[BEGIN]
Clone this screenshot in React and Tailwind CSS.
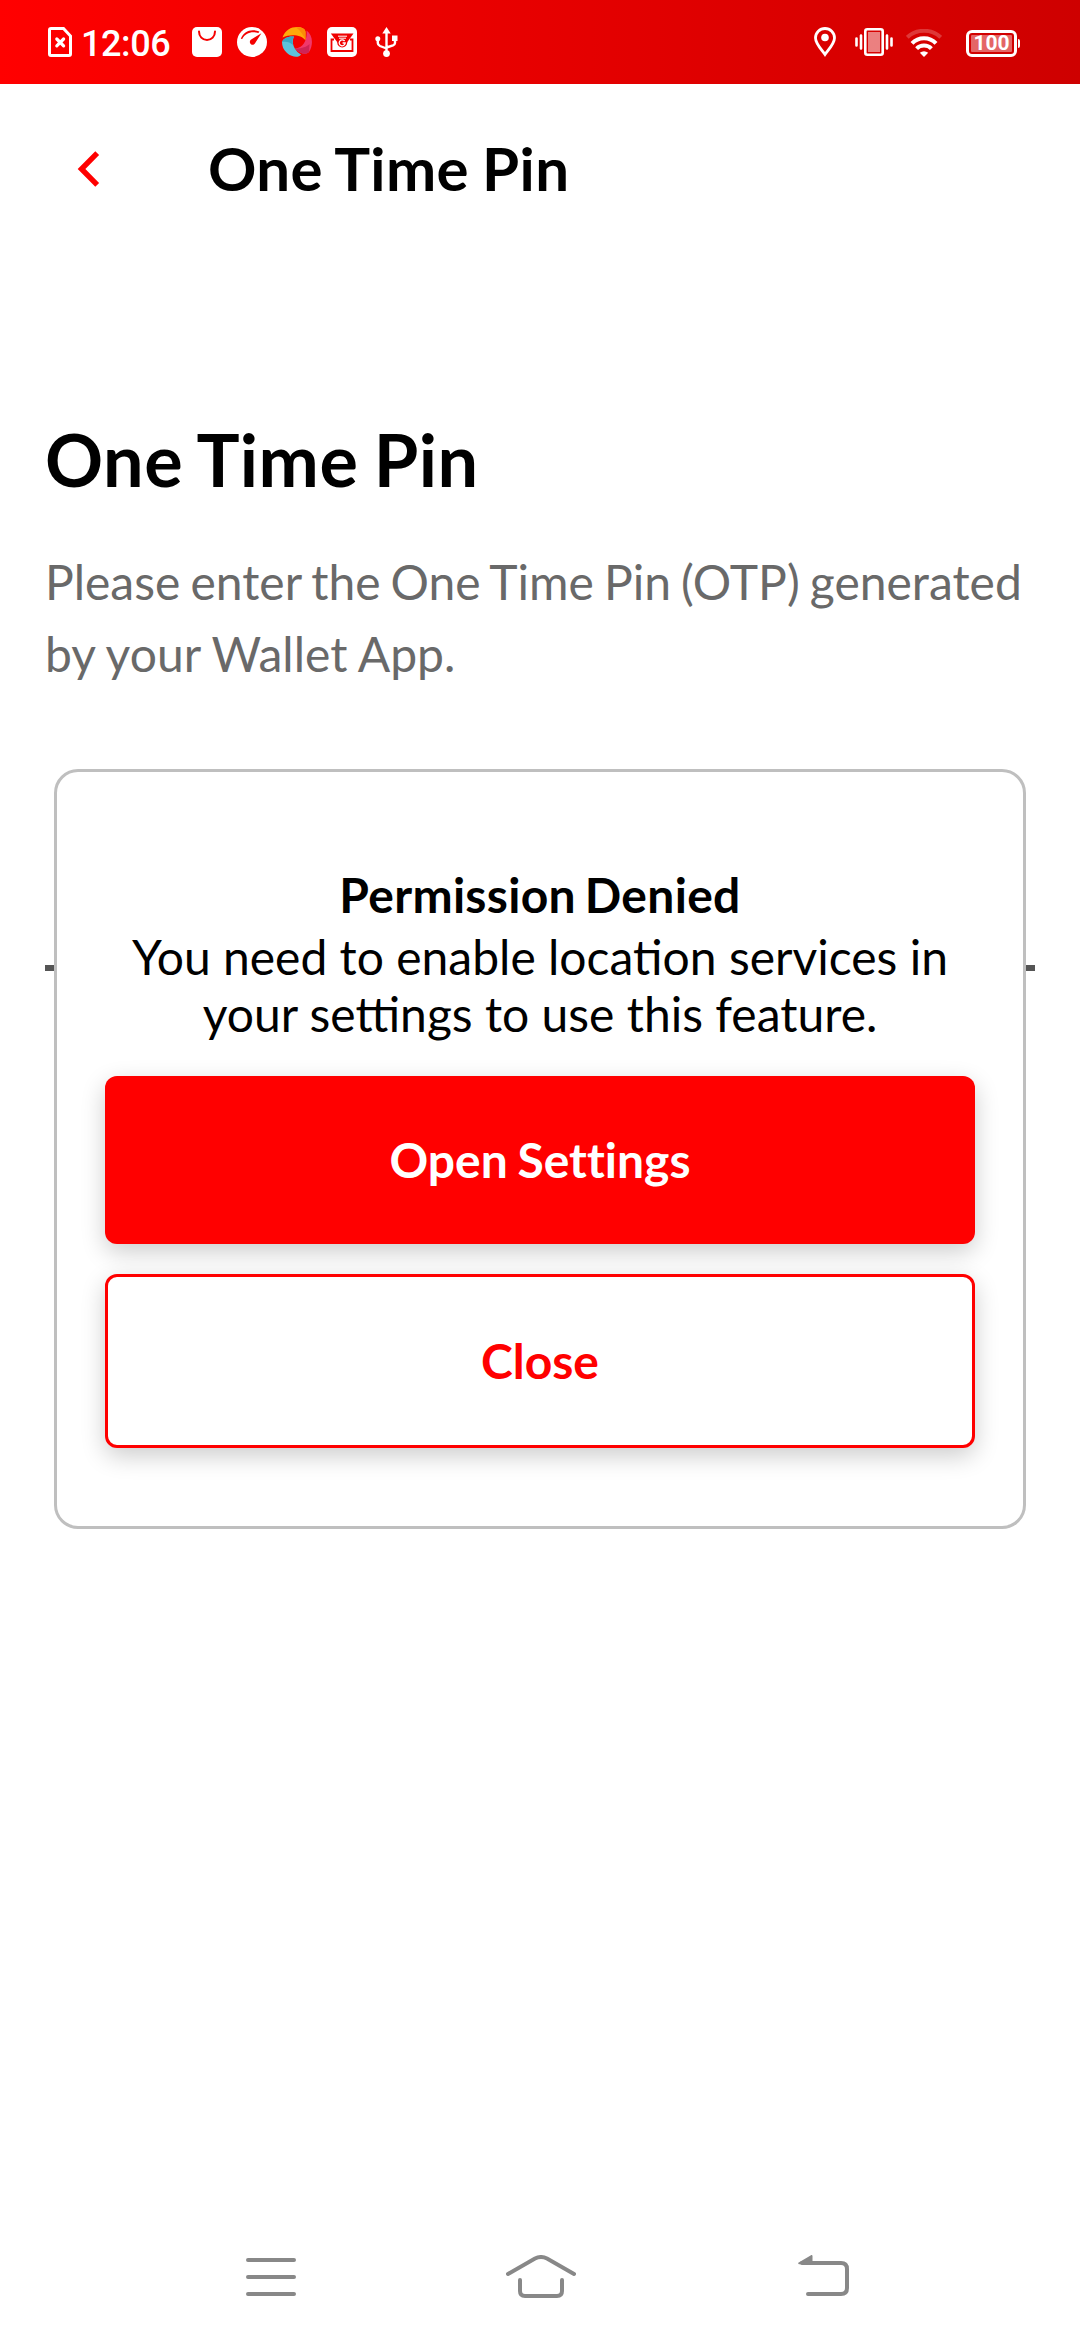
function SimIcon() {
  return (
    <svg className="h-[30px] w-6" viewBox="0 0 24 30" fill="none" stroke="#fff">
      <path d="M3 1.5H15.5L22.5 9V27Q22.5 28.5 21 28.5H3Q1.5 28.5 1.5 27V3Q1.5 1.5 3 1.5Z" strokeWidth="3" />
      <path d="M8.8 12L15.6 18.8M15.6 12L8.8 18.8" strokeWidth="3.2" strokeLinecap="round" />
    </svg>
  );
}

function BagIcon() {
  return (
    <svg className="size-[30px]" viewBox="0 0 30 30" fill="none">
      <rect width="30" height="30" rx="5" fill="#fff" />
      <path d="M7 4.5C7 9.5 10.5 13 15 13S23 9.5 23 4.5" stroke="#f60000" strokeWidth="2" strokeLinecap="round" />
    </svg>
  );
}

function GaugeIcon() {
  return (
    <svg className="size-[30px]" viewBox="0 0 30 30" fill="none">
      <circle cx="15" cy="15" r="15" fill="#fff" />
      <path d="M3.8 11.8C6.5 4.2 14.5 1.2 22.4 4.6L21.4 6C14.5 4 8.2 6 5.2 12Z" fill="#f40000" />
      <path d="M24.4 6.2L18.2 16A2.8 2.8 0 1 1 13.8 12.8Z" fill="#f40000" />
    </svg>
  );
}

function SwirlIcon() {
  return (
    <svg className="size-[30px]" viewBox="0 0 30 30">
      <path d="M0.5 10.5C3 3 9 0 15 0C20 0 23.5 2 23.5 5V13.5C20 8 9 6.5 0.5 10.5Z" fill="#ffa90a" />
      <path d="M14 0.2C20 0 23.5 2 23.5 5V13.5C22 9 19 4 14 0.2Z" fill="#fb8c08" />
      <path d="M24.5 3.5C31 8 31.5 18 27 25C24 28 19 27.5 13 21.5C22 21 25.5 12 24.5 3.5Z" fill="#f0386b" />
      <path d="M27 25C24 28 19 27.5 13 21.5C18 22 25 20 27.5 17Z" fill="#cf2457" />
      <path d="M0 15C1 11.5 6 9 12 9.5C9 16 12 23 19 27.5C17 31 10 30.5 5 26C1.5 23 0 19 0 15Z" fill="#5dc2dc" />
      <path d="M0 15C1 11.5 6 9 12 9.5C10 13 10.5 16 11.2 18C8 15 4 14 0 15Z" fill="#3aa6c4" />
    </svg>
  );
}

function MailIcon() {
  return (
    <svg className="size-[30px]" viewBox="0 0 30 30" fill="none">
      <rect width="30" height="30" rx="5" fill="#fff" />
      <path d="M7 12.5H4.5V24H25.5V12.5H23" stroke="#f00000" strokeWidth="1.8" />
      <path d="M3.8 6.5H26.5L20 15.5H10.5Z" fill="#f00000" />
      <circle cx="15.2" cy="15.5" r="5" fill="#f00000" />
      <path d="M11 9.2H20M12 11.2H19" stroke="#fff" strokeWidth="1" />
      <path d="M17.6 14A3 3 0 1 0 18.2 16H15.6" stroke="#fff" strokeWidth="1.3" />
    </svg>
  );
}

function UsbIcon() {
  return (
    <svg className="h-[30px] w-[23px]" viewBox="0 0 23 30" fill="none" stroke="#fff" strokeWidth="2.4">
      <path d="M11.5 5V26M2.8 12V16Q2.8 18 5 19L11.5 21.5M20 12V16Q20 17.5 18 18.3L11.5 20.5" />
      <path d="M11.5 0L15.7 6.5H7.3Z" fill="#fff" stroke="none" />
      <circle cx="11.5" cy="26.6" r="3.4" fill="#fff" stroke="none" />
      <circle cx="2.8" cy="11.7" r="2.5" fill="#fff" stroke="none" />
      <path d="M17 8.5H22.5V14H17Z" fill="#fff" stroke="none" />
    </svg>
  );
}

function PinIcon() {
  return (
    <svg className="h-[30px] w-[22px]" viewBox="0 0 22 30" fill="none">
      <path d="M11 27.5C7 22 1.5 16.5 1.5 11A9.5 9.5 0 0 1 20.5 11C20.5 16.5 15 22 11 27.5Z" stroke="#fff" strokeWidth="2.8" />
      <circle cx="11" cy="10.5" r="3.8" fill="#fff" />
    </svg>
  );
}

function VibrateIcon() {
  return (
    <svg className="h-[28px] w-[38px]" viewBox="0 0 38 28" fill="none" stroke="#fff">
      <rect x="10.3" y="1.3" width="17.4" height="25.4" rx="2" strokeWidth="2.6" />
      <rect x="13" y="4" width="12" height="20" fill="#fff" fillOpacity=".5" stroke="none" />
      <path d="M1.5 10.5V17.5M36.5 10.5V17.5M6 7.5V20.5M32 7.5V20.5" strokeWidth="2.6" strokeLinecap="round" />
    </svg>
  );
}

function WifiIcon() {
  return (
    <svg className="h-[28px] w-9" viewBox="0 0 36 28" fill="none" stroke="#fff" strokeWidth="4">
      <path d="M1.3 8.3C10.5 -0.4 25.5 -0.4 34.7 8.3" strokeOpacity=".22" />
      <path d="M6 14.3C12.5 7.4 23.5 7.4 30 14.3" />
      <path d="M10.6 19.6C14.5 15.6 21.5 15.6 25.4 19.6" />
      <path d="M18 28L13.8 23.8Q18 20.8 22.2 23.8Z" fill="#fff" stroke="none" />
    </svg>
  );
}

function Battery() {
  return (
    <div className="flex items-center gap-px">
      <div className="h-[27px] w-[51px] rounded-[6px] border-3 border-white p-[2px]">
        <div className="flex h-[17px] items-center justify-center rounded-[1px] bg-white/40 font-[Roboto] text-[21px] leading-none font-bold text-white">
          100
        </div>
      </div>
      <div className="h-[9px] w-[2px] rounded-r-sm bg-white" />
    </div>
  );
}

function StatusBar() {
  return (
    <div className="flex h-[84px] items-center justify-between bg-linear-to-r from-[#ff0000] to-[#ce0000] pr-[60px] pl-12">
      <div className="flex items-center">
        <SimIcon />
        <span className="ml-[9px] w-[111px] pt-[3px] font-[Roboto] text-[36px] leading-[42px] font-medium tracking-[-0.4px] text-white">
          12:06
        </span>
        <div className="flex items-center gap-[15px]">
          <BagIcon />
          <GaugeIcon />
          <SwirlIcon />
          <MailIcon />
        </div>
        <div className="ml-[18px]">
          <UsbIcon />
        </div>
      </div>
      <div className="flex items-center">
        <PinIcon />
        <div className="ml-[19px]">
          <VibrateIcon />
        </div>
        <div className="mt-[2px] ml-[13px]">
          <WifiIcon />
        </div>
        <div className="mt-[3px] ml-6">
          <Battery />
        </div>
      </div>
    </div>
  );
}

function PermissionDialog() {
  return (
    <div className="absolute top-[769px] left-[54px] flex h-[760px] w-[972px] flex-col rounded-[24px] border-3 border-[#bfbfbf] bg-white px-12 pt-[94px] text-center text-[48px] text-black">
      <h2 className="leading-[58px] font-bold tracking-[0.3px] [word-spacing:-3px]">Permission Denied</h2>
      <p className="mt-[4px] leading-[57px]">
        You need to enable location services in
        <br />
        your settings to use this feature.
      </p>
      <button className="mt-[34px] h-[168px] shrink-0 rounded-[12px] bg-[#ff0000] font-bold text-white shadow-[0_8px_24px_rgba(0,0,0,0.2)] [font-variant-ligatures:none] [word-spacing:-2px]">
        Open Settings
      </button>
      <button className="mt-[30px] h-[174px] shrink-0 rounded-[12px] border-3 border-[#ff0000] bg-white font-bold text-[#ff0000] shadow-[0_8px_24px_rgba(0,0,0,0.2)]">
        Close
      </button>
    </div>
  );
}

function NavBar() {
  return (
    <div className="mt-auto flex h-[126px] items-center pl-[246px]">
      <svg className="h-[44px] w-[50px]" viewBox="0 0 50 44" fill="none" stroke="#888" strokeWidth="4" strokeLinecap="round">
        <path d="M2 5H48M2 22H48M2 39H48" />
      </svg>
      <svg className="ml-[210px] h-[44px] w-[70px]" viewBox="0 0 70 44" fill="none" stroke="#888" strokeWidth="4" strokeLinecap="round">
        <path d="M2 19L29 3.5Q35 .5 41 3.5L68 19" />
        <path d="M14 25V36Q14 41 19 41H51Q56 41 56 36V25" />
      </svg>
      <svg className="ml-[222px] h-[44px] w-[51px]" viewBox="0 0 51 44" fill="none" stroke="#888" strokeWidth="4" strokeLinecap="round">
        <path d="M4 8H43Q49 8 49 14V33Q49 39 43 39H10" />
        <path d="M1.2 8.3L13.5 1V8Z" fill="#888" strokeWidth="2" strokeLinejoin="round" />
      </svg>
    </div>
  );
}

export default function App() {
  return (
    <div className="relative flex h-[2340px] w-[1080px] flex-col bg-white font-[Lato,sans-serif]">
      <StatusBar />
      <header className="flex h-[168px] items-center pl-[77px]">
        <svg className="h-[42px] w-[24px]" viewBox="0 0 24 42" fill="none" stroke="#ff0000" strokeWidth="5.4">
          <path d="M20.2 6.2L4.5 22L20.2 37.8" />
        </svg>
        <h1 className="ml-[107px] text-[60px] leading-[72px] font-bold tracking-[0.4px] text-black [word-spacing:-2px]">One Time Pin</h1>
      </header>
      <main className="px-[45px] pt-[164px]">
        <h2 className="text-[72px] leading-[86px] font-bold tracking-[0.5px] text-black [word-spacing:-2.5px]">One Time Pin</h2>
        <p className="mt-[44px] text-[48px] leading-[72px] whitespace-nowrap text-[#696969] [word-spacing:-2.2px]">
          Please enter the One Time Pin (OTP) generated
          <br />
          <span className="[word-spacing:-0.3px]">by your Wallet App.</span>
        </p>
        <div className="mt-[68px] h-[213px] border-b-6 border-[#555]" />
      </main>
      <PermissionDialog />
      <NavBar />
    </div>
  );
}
[END]
Written problem: Display every line of the listing that contains the string "this".

Complete answer:
Clone this screenshot in React and Tailwind CSS.
        your settings to use this feature.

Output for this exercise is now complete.